# RECORDS FOR THE EXERCISE
START
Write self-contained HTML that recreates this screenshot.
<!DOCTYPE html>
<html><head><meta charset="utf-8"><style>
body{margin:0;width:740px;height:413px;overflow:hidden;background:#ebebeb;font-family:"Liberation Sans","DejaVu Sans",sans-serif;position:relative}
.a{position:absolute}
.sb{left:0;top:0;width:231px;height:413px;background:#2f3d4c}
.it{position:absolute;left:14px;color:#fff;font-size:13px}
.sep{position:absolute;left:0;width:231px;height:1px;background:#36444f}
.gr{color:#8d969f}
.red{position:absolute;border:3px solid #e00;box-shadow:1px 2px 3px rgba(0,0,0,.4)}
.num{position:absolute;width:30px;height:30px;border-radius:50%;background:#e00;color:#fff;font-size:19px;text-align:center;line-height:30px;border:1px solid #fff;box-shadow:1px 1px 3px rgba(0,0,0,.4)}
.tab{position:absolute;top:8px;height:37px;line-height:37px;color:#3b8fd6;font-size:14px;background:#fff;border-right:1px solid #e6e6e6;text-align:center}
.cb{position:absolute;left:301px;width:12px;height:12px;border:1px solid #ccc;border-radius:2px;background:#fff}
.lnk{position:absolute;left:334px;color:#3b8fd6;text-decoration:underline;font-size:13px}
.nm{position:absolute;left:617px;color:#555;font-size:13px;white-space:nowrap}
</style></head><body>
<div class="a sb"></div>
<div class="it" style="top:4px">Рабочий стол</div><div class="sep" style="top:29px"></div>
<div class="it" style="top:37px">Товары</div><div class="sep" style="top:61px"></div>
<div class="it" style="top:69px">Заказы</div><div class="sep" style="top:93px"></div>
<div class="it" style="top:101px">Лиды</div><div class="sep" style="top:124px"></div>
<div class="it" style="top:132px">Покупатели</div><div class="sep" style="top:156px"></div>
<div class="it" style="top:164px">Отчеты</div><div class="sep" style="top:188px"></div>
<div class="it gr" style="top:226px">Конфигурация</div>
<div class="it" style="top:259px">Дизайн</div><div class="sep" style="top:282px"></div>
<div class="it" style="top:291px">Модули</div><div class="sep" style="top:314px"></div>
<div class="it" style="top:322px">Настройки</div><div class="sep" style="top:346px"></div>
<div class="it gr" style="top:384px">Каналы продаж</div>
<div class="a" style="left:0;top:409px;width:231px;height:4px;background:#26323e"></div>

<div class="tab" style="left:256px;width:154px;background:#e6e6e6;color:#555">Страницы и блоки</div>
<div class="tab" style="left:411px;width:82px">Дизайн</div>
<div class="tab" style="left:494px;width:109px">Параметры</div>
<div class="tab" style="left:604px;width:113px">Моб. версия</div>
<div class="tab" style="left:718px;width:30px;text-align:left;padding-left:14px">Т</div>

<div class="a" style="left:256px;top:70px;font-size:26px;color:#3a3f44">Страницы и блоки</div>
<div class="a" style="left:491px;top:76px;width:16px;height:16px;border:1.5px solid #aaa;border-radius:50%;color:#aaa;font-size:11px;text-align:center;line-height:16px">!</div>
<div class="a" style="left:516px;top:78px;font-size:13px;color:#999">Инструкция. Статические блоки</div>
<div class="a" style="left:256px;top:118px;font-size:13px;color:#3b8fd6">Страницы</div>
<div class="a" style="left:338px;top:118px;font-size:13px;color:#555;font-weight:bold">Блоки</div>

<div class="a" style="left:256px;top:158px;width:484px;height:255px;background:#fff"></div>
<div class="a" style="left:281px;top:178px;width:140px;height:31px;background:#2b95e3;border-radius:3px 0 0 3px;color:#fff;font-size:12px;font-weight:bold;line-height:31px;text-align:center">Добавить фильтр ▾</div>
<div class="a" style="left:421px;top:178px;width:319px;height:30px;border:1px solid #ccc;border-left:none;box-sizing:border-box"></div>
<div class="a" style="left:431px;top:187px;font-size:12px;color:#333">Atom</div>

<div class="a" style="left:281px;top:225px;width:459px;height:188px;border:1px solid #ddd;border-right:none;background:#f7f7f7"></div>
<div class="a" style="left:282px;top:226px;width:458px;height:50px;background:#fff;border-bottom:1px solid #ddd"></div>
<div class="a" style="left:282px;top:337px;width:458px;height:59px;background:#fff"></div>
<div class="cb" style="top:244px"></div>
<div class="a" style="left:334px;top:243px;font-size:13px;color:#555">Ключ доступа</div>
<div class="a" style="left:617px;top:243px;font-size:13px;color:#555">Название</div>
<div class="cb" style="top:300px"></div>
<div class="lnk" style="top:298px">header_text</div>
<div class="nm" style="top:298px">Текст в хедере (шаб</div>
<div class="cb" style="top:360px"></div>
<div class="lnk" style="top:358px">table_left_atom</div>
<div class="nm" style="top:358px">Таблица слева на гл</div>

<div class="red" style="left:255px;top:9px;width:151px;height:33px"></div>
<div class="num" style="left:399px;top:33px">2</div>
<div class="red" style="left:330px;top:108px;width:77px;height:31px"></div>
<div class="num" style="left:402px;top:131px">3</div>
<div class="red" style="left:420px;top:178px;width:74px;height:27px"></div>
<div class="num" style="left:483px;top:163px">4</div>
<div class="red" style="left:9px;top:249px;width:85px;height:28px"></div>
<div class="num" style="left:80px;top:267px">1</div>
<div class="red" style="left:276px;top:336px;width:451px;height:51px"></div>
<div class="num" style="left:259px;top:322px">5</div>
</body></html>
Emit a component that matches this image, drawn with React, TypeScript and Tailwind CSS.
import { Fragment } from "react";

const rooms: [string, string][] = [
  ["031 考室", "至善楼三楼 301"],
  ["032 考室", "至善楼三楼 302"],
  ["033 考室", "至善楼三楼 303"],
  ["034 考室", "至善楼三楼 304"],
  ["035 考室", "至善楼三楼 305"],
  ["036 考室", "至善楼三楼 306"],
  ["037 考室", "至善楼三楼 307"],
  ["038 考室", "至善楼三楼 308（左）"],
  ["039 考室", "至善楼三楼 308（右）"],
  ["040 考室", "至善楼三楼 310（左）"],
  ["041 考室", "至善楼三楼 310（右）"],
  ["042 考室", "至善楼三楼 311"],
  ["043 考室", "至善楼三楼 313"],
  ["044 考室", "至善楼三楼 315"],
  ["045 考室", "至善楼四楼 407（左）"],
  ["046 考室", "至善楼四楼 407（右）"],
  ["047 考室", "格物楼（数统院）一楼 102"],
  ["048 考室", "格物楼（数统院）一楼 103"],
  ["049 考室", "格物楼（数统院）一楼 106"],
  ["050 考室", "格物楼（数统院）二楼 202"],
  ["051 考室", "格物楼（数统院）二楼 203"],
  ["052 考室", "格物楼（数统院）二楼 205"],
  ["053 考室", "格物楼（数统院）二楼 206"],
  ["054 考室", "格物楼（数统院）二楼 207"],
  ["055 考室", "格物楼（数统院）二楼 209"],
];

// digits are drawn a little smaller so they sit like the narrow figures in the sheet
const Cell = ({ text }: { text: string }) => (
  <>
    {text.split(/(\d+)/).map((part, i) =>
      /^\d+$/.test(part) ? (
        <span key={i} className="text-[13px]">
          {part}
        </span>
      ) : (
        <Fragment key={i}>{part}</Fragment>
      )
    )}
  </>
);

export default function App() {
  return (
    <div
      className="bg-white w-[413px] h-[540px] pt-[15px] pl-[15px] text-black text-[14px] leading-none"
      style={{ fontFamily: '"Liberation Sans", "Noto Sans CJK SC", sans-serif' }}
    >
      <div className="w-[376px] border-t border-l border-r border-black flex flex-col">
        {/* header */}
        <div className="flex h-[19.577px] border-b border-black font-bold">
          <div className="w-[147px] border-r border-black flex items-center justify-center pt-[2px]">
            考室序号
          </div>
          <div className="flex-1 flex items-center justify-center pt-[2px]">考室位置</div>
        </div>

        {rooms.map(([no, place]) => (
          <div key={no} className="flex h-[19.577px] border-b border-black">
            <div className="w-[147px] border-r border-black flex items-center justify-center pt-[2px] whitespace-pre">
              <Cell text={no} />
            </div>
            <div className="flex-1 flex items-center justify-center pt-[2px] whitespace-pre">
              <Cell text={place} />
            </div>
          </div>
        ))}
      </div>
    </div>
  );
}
END
START
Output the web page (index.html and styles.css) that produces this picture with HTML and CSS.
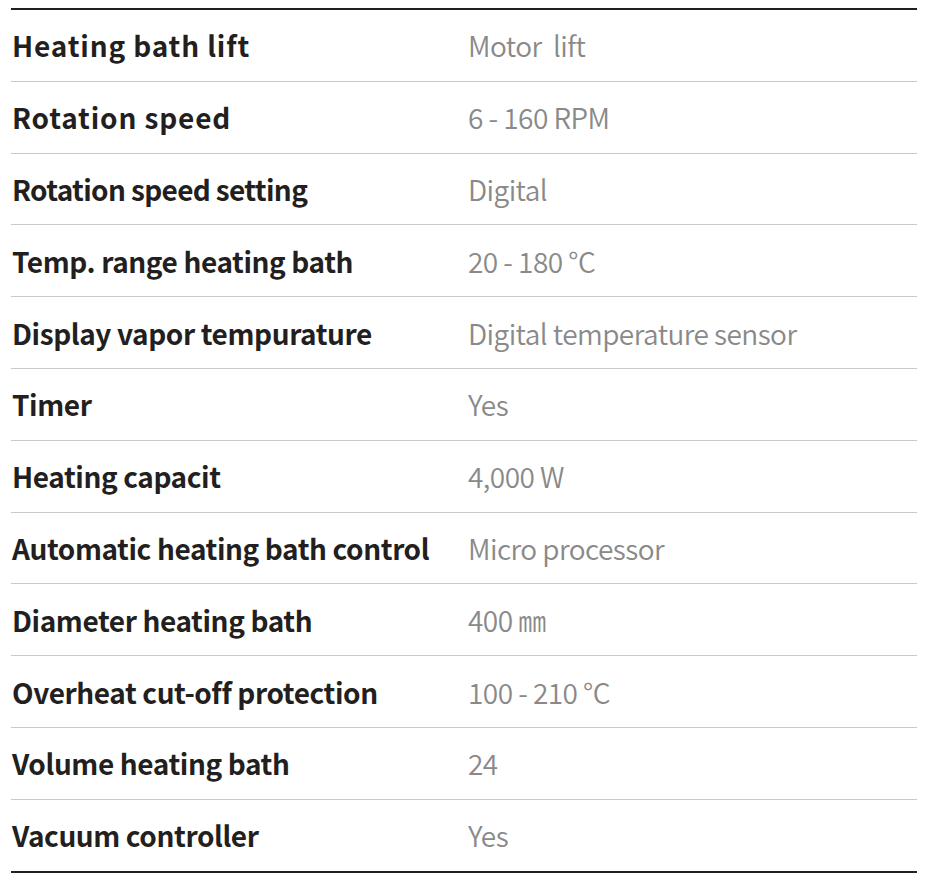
END
# EXERCISE REQUIREMENTS
Give the number of lines above that hold the word "with", and nothing more.

# RIGHT ANSWER
2